**What you need to do**
Which lines hold the word "index"? Show each of them.

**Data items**
========================================================================

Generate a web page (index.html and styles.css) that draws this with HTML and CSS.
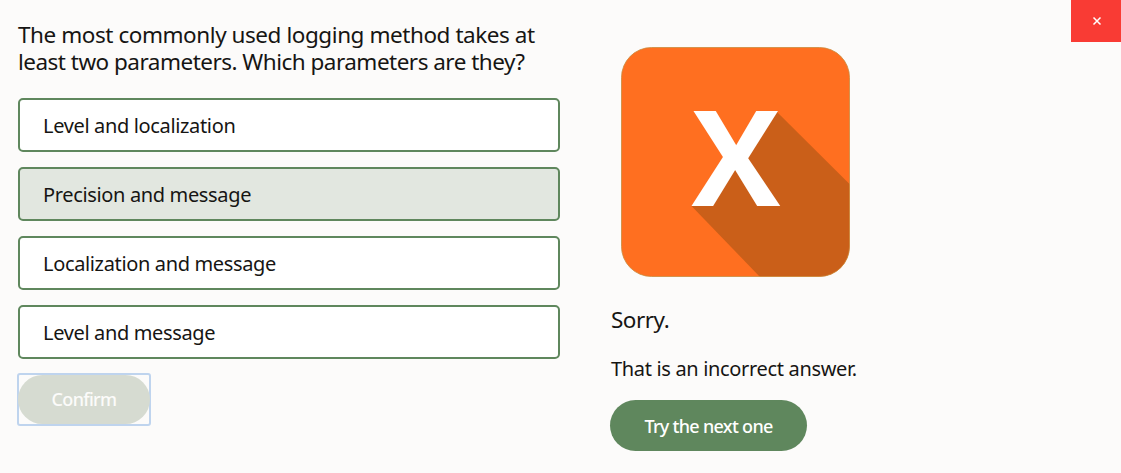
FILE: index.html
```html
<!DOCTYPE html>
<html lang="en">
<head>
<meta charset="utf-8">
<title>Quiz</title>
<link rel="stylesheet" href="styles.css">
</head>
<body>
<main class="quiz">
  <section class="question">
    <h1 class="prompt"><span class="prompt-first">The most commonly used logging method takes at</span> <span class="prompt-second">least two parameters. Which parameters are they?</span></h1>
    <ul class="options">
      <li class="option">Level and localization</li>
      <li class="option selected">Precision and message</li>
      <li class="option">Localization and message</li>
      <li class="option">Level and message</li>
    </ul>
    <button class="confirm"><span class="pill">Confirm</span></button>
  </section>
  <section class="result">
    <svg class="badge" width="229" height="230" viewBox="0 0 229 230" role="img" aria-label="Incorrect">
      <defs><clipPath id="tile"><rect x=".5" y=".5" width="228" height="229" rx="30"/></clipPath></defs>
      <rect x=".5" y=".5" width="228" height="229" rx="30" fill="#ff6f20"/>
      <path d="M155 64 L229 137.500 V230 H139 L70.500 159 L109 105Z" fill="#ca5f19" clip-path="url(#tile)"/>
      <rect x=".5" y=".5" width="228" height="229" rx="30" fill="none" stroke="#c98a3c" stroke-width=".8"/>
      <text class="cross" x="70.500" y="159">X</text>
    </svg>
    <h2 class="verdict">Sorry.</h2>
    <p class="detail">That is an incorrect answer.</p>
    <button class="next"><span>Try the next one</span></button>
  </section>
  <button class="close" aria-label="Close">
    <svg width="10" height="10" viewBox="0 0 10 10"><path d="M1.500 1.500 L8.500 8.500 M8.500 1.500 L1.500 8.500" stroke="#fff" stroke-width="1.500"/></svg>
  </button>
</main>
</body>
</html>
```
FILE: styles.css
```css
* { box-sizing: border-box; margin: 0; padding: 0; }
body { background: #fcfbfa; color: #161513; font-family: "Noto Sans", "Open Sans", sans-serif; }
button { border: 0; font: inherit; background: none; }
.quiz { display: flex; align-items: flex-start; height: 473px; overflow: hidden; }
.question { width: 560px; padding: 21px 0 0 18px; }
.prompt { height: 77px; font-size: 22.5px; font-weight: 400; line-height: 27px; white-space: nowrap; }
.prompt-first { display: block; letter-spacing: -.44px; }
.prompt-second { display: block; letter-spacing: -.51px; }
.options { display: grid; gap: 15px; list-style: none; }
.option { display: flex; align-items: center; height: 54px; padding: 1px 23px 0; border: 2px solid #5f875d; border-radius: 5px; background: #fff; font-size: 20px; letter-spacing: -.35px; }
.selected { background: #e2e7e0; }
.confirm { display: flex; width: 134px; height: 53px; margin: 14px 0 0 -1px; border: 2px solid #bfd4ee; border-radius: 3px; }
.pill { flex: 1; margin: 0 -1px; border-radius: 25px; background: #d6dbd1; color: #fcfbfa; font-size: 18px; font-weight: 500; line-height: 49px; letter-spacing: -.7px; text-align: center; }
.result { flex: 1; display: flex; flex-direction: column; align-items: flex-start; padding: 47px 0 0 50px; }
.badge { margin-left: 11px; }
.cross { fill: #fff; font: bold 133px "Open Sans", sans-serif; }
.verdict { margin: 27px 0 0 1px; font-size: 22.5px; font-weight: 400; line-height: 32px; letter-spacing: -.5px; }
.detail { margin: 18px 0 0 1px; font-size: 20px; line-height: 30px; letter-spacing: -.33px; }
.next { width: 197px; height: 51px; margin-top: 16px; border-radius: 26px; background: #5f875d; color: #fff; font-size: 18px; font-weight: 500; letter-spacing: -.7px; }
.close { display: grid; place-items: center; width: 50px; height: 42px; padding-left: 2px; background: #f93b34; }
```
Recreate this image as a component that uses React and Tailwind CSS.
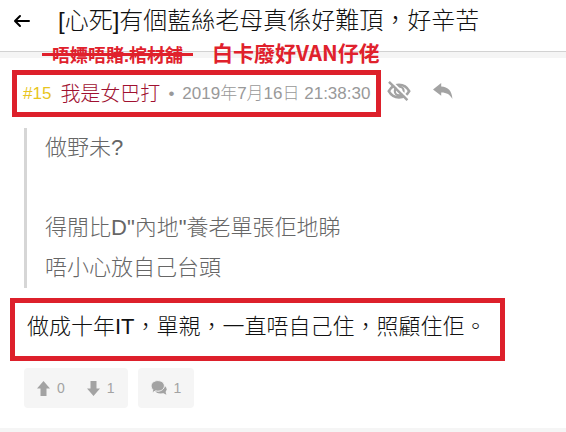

========================================================================

**Task solution**
Generate a web page (index.html and styles.css) that draws this with HTML and CSS.
FILE: index.html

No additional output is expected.